Я пришел в поезд в полном сознании, что уже нашей последней экспедиции больше не будет. Придя домой, я увидел полное безлюдье: не было ни офицеров, ни солдат. Я встретил нашего фельдфебеля Хацковского.
— Где же все? Почему никого не видно?
— Пошли грузить пароход. Нам дают право погрузиться, если наша команда погрузит чей‑то груз на три тысячи пудов.
— Значит, мы бросаем базу?
— Да.
Неизбежное приближалось. Я пробовал выяснить, отменяется моя поездка на позицию или нет. И всем, кого я встречал, казалось, что ни о какой боевой смене не может быть и речи. Уже стало смеркаться, когда подъехал грузовик и нам приказано было спешно грузить на него наше имущество. Выгрузили цейхгауз, всякое «барахло», муку. Потом приказано было быстро погрузить наши вещи. Совсем стемнело. Я погрузил уже свое имущество и в последний раз вошел в теплушку, где было прожито столько незабываемых минут. Горела на столе керосиновая лампа, освещая кругом полный беспорядок. Скоро придут сюда торжествующие враги и расположатся на наших койках. Будут злорадствовать над нами; будут поносить то, что нам было так дорого.

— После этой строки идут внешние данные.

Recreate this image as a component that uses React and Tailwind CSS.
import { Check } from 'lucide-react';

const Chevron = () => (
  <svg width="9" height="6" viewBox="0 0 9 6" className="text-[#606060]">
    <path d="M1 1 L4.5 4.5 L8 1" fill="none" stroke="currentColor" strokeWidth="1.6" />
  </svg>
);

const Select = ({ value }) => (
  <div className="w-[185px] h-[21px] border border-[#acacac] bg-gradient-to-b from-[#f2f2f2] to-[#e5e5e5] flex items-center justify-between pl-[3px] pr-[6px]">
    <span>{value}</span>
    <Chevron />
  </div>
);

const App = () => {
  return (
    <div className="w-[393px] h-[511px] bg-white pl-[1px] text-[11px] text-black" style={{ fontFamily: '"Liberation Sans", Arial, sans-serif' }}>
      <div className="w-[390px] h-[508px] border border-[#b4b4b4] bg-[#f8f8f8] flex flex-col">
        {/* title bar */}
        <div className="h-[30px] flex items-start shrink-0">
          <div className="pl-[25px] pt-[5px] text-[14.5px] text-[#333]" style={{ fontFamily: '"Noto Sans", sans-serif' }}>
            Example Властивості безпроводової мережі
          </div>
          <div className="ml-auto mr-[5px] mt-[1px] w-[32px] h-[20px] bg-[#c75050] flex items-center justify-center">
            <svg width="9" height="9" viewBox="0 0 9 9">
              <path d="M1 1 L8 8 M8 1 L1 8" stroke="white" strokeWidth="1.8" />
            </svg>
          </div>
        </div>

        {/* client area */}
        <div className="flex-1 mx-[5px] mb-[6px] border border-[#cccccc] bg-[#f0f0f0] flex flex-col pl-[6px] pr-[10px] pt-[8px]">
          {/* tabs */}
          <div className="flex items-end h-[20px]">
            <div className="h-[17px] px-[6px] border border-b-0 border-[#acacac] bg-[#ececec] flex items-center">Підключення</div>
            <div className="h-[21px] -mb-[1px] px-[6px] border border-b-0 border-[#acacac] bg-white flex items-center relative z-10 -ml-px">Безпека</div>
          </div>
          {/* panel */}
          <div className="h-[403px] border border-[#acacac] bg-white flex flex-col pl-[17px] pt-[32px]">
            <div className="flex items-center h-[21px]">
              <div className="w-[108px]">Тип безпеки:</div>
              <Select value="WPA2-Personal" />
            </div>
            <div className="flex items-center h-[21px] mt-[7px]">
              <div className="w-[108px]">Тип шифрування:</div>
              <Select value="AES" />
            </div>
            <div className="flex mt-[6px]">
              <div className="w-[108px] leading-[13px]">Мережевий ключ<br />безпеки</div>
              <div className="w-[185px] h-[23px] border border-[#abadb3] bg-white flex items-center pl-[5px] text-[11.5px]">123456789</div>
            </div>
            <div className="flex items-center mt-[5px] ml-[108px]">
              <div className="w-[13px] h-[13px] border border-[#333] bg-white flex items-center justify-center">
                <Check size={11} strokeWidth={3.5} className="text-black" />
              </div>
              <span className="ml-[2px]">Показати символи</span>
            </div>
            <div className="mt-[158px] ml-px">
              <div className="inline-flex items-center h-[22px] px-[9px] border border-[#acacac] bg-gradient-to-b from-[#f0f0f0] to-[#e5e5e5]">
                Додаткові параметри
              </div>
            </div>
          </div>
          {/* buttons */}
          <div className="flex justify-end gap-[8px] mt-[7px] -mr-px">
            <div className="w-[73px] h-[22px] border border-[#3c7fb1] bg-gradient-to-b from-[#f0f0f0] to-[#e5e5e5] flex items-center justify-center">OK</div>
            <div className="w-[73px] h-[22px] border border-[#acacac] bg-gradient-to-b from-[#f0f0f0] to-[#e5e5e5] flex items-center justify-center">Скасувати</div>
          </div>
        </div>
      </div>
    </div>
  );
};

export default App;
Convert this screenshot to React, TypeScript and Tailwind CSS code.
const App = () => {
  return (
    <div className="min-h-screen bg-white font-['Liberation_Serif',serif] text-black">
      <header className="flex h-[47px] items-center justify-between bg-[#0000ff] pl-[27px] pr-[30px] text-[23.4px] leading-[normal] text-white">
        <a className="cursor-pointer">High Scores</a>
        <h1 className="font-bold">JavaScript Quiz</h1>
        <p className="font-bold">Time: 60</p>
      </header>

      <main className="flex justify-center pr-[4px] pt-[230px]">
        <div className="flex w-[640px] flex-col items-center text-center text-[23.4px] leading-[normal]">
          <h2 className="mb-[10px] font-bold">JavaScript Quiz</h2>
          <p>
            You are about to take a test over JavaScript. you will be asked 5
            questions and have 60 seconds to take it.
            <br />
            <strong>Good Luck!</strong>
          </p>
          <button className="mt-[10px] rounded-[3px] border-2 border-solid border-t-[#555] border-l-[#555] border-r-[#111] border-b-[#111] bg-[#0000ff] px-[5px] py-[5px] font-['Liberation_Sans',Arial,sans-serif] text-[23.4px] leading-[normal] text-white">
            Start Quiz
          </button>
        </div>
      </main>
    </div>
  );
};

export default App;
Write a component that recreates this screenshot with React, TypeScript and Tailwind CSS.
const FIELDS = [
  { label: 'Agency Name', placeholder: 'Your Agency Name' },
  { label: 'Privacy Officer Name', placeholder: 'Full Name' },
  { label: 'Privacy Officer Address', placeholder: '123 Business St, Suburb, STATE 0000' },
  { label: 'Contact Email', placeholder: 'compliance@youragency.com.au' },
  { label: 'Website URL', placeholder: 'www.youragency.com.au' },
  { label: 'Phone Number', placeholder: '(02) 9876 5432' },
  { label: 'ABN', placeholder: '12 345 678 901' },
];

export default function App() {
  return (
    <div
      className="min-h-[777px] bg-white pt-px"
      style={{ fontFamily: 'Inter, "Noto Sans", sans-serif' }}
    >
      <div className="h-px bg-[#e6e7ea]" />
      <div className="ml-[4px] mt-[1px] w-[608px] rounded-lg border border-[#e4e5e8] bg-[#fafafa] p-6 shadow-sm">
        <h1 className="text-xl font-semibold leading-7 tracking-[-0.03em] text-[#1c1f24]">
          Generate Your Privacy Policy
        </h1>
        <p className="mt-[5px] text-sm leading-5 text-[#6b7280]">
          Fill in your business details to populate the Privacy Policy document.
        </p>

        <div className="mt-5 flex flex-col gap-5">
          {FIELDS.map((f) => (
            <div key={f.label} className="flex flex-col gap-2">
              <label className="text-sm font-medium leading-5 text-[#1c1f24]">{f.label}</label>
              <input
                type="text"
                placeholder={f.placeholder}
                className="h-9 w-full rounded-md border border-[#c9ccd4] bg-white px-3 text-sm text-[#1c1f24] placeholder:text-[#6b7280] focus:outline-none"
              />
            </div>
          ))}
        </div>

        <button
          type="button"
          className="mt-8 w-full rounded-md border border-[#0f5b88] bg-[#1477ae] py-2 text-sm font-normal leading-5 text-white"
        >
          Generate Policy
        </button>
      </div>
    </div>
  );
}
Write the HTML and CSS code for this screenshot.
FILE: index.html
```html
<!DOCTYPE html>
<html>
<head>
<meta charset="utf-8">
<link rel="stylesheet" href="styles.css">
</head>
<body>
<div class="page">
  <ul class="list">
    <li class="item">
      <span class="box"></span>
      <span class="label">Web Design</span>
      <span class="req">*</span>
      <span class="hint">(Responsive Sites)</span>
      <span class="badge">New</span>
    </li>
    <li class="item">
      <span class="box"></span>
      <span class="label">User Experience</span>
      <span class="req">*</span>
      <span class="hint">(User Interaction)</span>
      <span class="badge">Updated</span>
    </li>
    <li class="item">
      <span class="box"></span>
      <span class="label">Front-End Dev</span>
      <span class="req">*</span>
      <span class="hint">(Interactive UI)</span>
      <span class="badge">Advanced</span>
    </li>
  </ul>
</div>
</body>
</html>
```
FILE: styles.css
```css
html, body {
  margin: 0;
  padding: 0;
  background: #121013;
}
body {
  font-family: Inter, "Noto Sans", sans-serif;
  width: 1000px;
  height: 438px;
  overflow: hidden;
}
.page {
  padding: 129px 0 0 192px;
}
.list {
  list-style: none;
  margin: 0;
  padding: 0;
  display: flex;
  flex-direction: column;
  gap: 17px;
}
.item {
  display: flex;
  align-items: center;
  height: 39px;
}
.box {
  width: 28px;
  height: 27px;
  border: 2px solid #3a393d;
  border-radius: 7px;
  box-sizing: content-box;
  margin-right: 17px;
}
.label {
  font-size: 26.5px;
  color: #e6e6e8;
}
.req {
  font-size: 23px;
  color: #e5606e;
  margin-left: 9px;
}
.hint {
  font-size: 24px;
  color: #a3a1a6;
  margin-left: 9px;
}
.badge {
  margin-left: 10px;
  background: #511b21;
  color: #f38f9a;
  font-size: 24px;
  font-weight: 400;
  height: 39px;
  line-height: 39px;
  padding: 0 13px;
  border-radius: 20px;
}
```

Была темная ночь, когда с последним грузовиком, доверху загруженным разным имуществом, я — в компании моих товарищей — поехал на пристань. Мне не хватило места, и я стоял посредине тюков и людей с ощетинившимися винтовками. И вспомнилась не раз виденная картина — грузовик, нагруженный товарищами, вооруженными до зубов. Когда‑то так «драпали» они из Харькова; лица их были злобно–сосредоточенны и одновременно сконфуженны, вероятно, такими уезжали теперь мы. И я рад был, что темнота ночи скрывает нас от людей, которые жадно искали кругом все, что оставляла армия, и которые, может быть, радовались нашему позору. Лик ночи смягчал и наше поражение, и их алчность.
По мере приближения к порту дорога все больше загромождалась повозками, автомобилями и лошадьми. Движения делались более нервными; окрики людей более грубыми; видно было, как мысль — простая и страшная — оставаться во власти большевиков подгоняла всех, и тем сильнее, чем меньше оставалось пространства до Черного моря. И на самой пристани, в полной темноте, которую иногда побеждал ослепительный блеск прожектора, люди нервно бегали, грузили, выгружали и — наиболее счастливые — сами грузились.